| Task to complete |
Print each line of the listing once more, precisely as given.

:: Given data

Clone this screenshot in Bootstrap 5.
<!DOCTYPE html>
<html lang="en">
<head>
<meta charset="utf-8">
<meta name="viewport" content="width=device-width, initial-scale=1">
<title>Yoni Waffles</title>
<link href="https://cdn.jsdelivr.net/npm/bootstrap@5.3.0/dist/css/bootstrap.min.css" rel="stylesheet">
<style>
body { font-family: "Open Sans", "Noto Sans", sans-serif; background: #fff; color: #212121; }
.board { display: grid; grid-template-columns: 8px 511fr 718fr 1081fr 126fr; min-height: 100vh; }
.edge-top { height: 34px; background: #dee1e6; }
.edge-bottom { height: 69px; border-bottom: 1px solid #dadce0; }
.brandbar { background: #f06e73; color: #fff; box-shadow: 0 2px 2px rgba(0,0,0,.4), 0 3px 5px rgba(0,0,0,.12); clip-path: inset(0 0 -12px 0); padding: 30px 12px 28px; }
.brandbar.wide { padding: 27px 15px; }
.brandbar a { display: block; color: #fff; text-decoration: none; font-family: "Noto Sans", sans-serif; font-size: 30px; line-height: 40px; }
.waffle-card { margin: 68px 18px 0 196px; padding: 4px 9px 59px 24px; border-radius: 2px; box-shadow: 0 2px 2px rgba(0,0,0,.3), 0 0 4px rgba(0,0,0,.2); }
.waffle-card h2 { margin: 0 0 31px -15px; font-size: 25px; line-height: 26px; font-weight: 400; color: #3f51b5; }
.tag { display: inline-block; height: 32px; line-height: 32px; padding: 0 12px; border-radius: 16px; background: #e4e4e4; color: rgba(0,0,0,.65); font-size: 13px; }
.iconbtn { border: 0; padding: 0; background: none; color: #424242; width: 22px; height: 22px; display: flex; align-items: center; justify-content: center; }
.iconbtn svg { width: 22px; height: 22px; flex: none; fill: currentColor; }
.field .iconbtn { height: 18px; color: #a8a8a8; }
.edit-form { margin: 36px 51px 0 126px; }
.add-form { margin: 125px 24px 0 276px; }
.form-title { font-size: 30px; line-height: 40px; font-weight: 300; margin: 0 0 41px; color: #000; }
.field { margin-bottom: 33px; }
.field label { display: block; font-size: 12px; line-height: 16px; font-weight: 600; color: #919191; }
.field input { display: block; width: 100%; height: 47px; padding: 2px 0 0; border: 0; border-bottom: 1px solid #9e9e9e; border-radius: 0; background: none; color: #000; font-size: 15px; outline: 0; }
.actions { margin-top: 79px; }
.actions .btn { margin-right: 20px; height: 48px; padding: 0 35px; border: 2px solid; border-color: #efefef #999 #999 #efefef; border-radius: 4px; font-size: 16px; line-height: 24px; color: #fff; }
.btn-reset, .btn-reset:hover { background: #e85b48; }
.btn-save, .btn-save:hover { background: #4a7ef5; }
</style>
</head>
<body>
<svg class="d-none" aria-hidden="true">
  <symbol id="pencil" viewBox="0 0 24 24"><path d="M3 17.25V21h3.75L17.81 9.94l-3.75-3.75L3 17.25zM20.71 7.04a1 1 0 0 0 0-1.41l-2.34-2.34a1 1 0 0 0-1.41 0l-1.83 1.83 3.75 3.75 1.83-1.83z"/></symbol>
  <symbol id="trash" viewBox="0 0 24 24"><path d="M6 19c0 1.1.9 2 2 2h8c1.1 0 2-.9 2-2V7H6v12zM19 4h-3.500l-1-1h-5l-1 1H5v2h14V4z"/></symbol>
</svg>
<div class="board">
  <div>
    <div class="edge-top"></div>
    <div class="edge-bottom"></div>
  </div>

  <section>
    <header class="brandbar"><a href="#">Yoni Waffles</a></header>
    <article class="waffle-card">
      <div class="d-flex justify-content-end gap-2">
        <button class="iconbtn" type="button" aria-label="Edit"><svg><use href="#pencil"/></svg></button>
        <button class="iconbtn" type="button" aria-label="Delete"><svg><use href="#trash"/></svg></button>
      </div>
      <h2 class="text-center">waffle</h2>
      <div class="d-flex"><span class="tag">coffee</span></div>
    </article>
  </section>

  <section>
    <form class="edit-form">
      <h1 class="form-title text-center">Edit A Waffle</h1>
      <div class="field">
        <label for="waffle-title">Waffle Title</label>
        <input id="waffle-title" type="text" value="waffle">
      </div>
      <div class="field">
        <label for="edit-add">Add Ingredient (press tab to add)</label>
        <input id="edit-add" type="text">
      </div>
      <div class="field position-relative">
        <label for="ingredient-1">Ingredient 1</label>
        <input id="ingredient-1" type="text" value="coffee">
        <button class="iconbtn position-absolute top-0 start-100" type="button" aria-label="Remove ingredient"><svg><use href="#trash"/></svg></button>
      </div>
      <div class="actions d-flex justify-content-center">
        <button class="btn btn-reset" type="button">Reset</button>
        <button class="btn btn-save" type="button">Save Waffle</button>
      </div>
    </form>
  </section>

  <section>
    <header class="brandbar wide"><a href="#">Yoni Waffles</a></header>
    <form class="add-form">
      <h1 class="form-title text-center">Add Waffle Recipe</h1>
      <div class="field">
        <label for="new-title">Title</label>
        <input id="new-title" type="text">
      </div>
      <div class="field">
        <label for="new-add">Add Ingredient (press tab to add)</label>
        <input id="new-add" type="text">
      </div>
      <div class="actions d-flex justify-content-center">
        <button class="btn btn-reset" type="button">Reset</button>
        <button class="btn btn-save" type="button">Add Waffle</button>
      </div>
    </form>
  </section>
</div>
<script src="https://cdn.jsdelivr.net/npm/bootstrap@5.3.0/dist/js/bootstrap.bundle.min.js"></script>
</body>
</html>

::::

| Completed task |
Clone this screenshot in Bootstrap 5.
<!DOCTYPE html>
<html lang="en">
<head>
<meta charset="utf-8">
<meta name="viewport" content="width=device-width, initial-scale=1">
<title>Yoni Waffles</title>
<link href="https://cdn.jsdelivr.net/npm/bootstrap@5.3.0/dist/css/bootstrap.min.css" rel="stylesheet">
<style>
body { font-family: "Open Sans", "Noto Sans", sans-serif; background: #fff; color: #212121; }
.board { display: grid; grid-template-columns: 8px 511fr 718fr 1081fr 126fr; min-height: 100vh; }
.edge-top { height: 34px; background: #dee1e6; }
.edge-bottom { height: 69px; border-bottom: 1px solid #dadce0; }
.brandbar { background: #f06e73; color: #fff; box-shadow: 0 2px 2px rgba(0,0,0,.4), 0 3px 5px rgba(0,0,0,.12); clip-path: inset(0 0 -12px 0); padding: 30px 12px 28px; }
.brandbar.wide { padding: 27px 15px; }
.brandbar a { display: block; color: #fff; text-decoration: none; font-family: "Noto Sans", sans-serif; font-size: 30px; line-height: 40px; }
.waffle-card { margin: 68px 18px 0 196px; padding: 4px 9px 59px 24px; border-radius: 2px; box-shadow: 0 2px 2px rgba(0,0,0,.3), 0 0 4px rgba(0,0,0,.2); }
.waffle-card h2 { margin: 0 0 31px -15px; font-size: 25px; line-height: 26px; font-weight: 400; color: #3f51b5; }
.tag { display: inline-block; height: 32px; line-height: 32px; padding: 0 12px; border-radius: 16px; background: #e4e4e4; color: rgba(0,0,0,.65); font-size: 13px; }
.iconbtn { border: 0; padding: 0; background: none; color: #424242; width: 22px; height: 22px; display: flex; align-items: center; justify-content: center; }
.iconbtn svg { width: 22px; height: 22px; flex: none; fill: currentColor; }
.field .iconbtn { height: 18px; color: #a8a8a8; }
.edit-form { margin: 36px 51px 0 126px; }
.add-form { margin: 125px 24px 0 276px; }
.form-title { font-size: 30px; line-height: 40px; font-weight: 300; margin: 0 0 41px; color: #000; }
.field { margin-bottom: 33px; }
.field label { display: block; font-size: 12px; line-height: 16px; font-weight: 600; color: #919191; }
.field input { display: block; width: 100%; height: 47px; padding: 2px 0 0; border: 0; border-bottom: 1px solid #9e9e9e; border-radius: 0; background: none; color: #000; font-size: 15px; outline: 0; }
.actions { margin-top: 79px; }
.actions .btn { margin-right: 20px; height: 48px; padding: 0 35px; border: 2px solid; border-color: #efefef #999 #999 #efefef; border-radius: 4px; font-size: 16px; line-height: 24px; color: #fff; }
.btn-reset, .btn-reset:hover { background: #e85b48; }
.btn-save, .btn-save:hover { background: #4a7ef5; }
</style>
</head>
<body>
<svg class="d-none" aria-hidden="true">
  <symbol id="pencil" viewBox="0 0 24 24"><path d="M3 17.25V21h3.75L17.81 9.94l-3.75-3.75L3 17.25zM20.71 7.04a1 1 0 0 0 0-1.41l-2.34-2.34a1 1 0 0 0-1.41 0l-1.83 1.83 3.75 3.75 1.83-1.83z"/></symbol>
  <symbol id="trash" viewBox="0 0 24 24"><path d="M6 19c0 1.1.9 2 2 2h8c1.1 0 2-.9 2-2V7H6v12zM19 4h-3.500l-1-1h-5l-1 1H5v2h14V4z"/></symbol>
</svg>
<div class="board">
  <div>
    <div class="edge-top"></div>
    <div class="edge-bottom"></div>
  </div>

  <section>
    <header class="brandbar"><a href="#">Yoni Waffles</a></header>
    <article class="waffle-card">
      <div class="d-flex justify-content-end gap-2">
        <button class="iconbtn" type="button" aria-label="Edit"><svg><use href="#pencil"/></svg></button>
        <button class="iconbtn" type="button" aria-label="Delete"><svg><use href="#trash"/></svg></button>
      </div>
      <h2 class="text-center">waffle</h2>
      <div class="d-flex"><span class="tag">coffee</span></div>
    </article>
  </section>

  <section>
    <form class="edit-form">
      <h1 class="form-title text-center">Edit A Waffle</h1>
      <div class="field">
        <label for="waffle-title">Waffle Title</label>
        <input id="waffle-title" type="text" value="waffle">
      </div>
      <div class="field">
        <label for="edit-add">Add Ingredient (press tab to add)</label>
        <input id="edit-add" type="text">
      </div>
      <div class="field position-relative">
        <label for="ingredient-1">Ingredient 1</label>
        <input id="ingredient-1" type="text" value="coffee">
        <button class="iconbtn position-absolute top-0 start-100" type="button" aria-label="Remove ingredient"><svg><use href="#trash"/></svg></button>
      </div>
      <div class="actions d-flex justify-content-center">
        <button class="btn btn-reset" type="button">Reset</button>
        <button class="btn btn-save" type="button">Save Waffle</button>
      </div>
    </form>
  </section>

  <section>
    <header class="brandbar wide"><a href="#">Yoni Waffles</a></header>
    <form class="add-form">
      <h1 class="form-title text-center">Add Waffle Recipe</h1>
      <div class="field">
        <label for="new-title">Title</label>
        <input id="new-title" type="text">
      </div>
      <div class="field">
        <label for="new-add">Add Ingredient (press tab to add)</label>
        <input id="new-add" type="text">
      </div>
      <div class="actions d-flex justify-content-center">
        <button class="btn btn-reset" type="button">Reset</button>
        <button class="btn btn-save" type="button">Add Waffle</button>
      </div>
    </form>
  </section>
</div>
<script src="https://cdn.jsdelivr.net/npm/bootstrap@5.3.0/dist/js/bootstrap.bundle.min.js"></script>
</body>
</html>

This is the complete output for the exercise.